A light came on. Function follows form. The riverbanks shape the water flow. Poor ‘mental frames’ about these obstacles lead to poor questions and poor questions lead to worse solutions. Change the frame or form (of the obstacle) and often our perception of what we can do with the obstacle changes. Recently a client shared a concern she had sitting at the back of her head. It was an old pattern. I asked what happens when she relocates this concern in the back of her head and puts it in her buttocks. She did that and started to laugh. Changing the form it had in her body, released the power of this obstacle.
2. We need to release our emotional attachment to our ego identity in bondage to this obstacle and surrender to a greater wisdom within. Our ego seeks to control life and maintain the status quo. Yet, when life offers us some of its biggest challenges, the story and identity of who we are no longer serves. Releasing my ego identity, who I think I am, who I believe I am supposed to be, who I have practised being, the story I’ve been told about who I am and the one I secretly tell myself, is my biggest challenge.

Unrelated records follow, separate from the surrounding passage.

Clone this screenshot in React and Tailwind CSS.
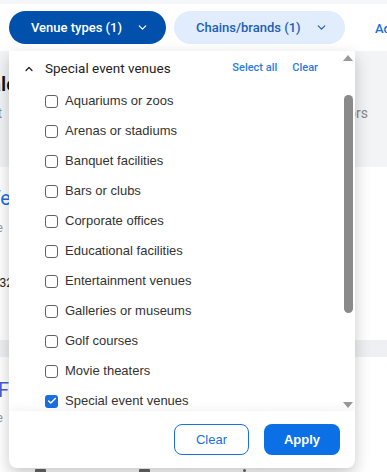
import { ChevronDown, ChevronUp, Check } from 'lucide-react'

const venueTypes = [
  { label: 'Aquariums or zoos', checked: false },
  { label: 'Arenas or stadiums', checked: false },
  { label: 'Banquet facilities', checked: false },
  { label: 'Bars or clubs', checked: false },
  { label: 'Corporate offices', checked: false },
  { label: 'Educational facilities', checked: false },
  { label: 'Entertainment venues', checked: false },
  { label: 'Galleries or museums', checked: false },
  { label: 'Golf courses', checked: false },
  { label: 'Movie theaters', checked: false },
  { label: 'Special event venues', checked: true },
]

const roboto = { fontFamily: 'Roboto, Inter, sans-serif' }

const CheckRow = ({ label, checked }) => (
  <div className="h-[30px] flex items-center pl-[36px] shrink-0">
    {checked ? (
      <span className="w-[13px] h-[13px] rounded-[3px] bg-[#1a6fe0] flex items-center justify-center">
        <Check size={10} strokeWidth={3.5} className="text-white" />
      </span>
    ) : (
      <span className="w-[13px] h-[13px] rounded-[3px] border-[1.5px] border-[#5f6368] bg-white" />
    )}
    <span className="ml-[7px] text-[13px] text-[#333]">{label}</span>
  </div>
)

const App = () => {
  return (
    <div className="relative w-[387px] h-[472px] overflow-hidden bg-white font-['Liberation_Sans',Arial,sans-serif]">
      {/* Barra de filtros */}
      <div className="h-[4px] bg-[#f5f6f8]" />
      <div className="h-[47px] flex items-start pt-[7px] pl-[9px] gap-[8px] whitespace-nowrap" style={roboto}>
        <button className="h-[33px] w-[157px] shrink-0 rounded-full bg-[#0050ac] text-white text-[13px] font-medium flex items-center pl-[22px]">
          Venue types (1)
          <ChevronDown size={13} strokeWidth={2.2} className="ml-[14px]" />
        </button>
        <button className="h-[33px] w-[171px] shrink-0 rounded-full bg-[#e1edfd] text-[#1d5fb6] text-[13px] font-medium flex items-center pl-[22px]">
          Chains/brands (1)
          <ChevronDown size={13} strokeWidth={2.2} className="ml-[14px]" />
        </button>
        <span className="ml-[22px] mt-[8px] text-[13px] font-medium text-[#1a6fe0]">Add</span>
      </div>

      {/* Conteúdo por trás do menu */}
      <div className="bg-[#f3f4f6] h-[116px] flex flex-col" style={roboto}>
        <div className="flex justify-between pt-[18px]">
          <span className="-ml-[22px] text-[20px] font-semibold text-[#111]">Sale</span>
          <span />
        </div>
        <div className="flex justify-between mt-[4px] text-[14px] text-[#888]">
          <span className="-ml-[20px]">Opt</span>
          <span className="mr-[19px]">ors</span>
        </div>
      </div>
      <div className="bg-white h-[173px] flex flex-col" style={roboto}>
        <span className="-ml-[12px] mt-[16px] text-[20px] text-[#1a6fe0]">Ve</span>
        <span className="-ml-[20px] mt-[6px] text-[12px] text-[#999]">Sale</span>
        <span className="-ml-[14px] mt-[37px] text-[12px] text-[#222]">2032</span>
        <span className="-ml-[4px] mt-[12px] text-[11px] text-[#999]">›</span>
      </div>
      <div className="bg-[#eef0f3] h-[17px]" />
      <div className="bg-white flex flex-col" style={roboto}>
        <span className="-ml-[2px] mt-[18px] text-[20px] text-[#4b5bd6]">Fa</span>
        <span className="-ml-[20px] mt-[4px] text-[12px] text-[#999]">Sale</span>
        <div className="flex gap-[93px] ml-[35px] mt-[42px]">
          <span className="w-[11px] h-[6px] bg-[#666] rounded-[1px]" />
          <span className="w-[11px] h-[6px] bg-[#666] rounded-[1px]" />
          <span className="w-[3px] h-[3px] bg-[#666] rounded-full" />
        </div>
      </div>

      {/* Menu suspenso */}
      <div className="absolute left-[9px] top-[51px] w-[346px] h-[417px] bg-white rounded-b-[8px] shadow-[0_6px_16px_rgba(0,0,0,0.22)] flex flex-col overflow-hidden">
        <div className="flex h-[360px]">
          <div className="flex-1 flex flex-col overflow-hidden">
            <div className="h-[35px] shrink-0 flex items-center pl-[14px] pr-[24px]" style={roboto}>
              <ChevronUp size={12} strokeWidth={2.5} className="text-[#222]" />
              <span className="ml-[10px] text-[13.5px] text-[#222]">Special event venues</span>
              <span className="ml-auto text-[11px] font-medium text-[#2b7de0]">Select all</span>
              <span className="ml-[15px] text-[11px] font-medium text-[#2b7de0]">Clear</span>
            </div>
            {venueTypes.map((v) => (
              <CheckRow key={v.label} label={v.label} checked={v.checked} />
            ))}
          </div>
          {/* barra de rolagem */}
          <div className="w-[12px] flex flex-col items-center pt-[4px] pb-[3px] mr-[1px]">
            <span className="w-0 h-0 border-l-[5px] border-r-[5px] border-b-[6px] border-l-transparent border-r-transparent border-b-[#999]" />
            <span className="w-[9px] h-[218px] rounded-full bg-[#8a8a8a] mt-[34px]" />
            <span className="mt-auto w-0 h-0 border-l-[5px] border-r-[5px] border-t-[6px] border-l-transparent border-r-transparent border-t-[#999]" />
          </div>
        </div>
        <div className="flex-1 flex items-start justify-end gap-[15px] pt-[13px] pr-[15px] shadow-[0_-4px_8px_rgba(0,0,0,0.04)]">
          <button className="w-[75px] h-[31px] rounded-[8px] border border-[#1a6fe0] text-[#1a6fe0] text-[13px]">
            Clear
          </button>
          <button className="w-[76px] h-[31px] rounded-[8px] bg-[#0b6fe5] text-white text-[13px] font-bold">
            Apply
          </button>
        </div>
      </div>
    </div>
  )
}

export default App
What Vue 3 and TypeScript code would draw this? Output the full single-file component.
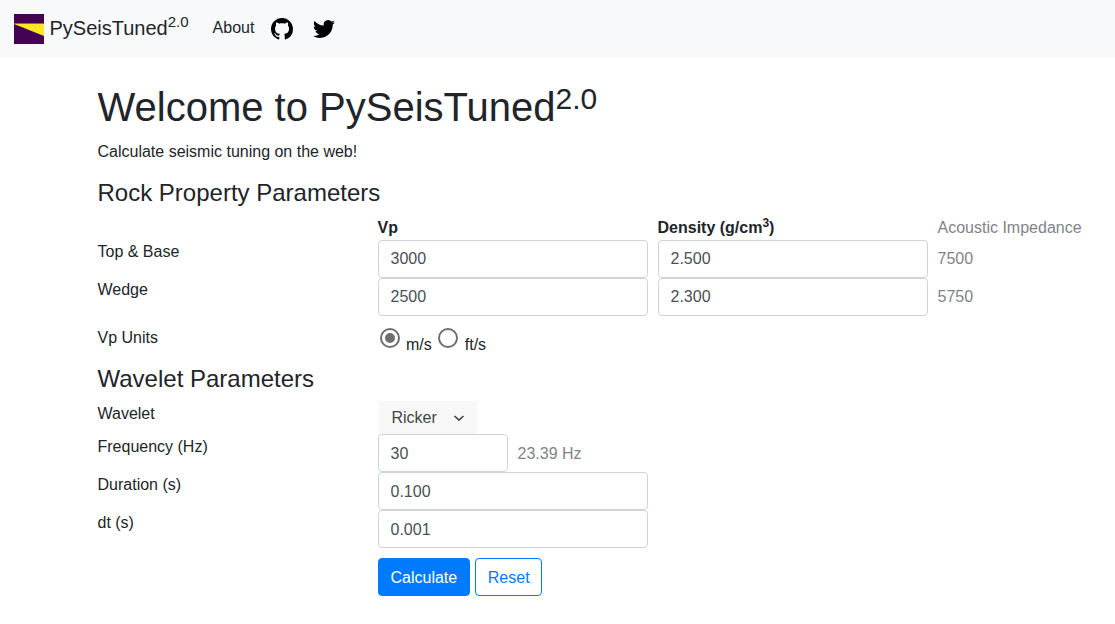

For most of my life, our property was organized for hobby farming. The barn and shed were homes for pigs, chickens, ponies, a horse, calf, etc, for many years. After my father’s death, the barn transitioned to a chicken barn for almost 20 years. Following a short period of no function, the barn eventually became the Toonie Barn, a place to collect, store and re-purpose household items primarily for migrant workers, others with limited incomes, and the occasional seeker of the weird and wonderful for $2.00. But this too had to die away, leaving the barn empty and without function. We did use it as a training and play area for our dogs and their friends. For almost 50 years, this building had the same structure, but with changing function. However, last year a portion of the roof caved in. The structure now was dangerous. Great care and organization was required to take down these buildings.
The buildings were part of a story about who I was, but one which could no longer sustain me in my future. Like the barn, letting go of our emotional attachment to our identity constructs can often be difficult because it means emotionally letting go of the past. It means emotionally letting go of the old beliefs which bookend why we couldn’t participate in life in a certain way.
However, letting go of the buildings or the outdated ‘frame’ has allowed a whole new future to be possible, to be life-giving. Likewise, in becoming what I might be, I am no longer tied to the narrative of who I was and what was possible just as with the ‘frame’ of the property. I am now free to breathe into my life and what is possible in a whole new way, just as we are with our property.
Breath is foundational to all life. Obstacles are one part of life. We are given the opportunity to release who we have been and become who we might be through love, trust and surrender. Your breath frames your life. With your breath choose to release and re-frame your emotional attachments. Choose to live who you might be.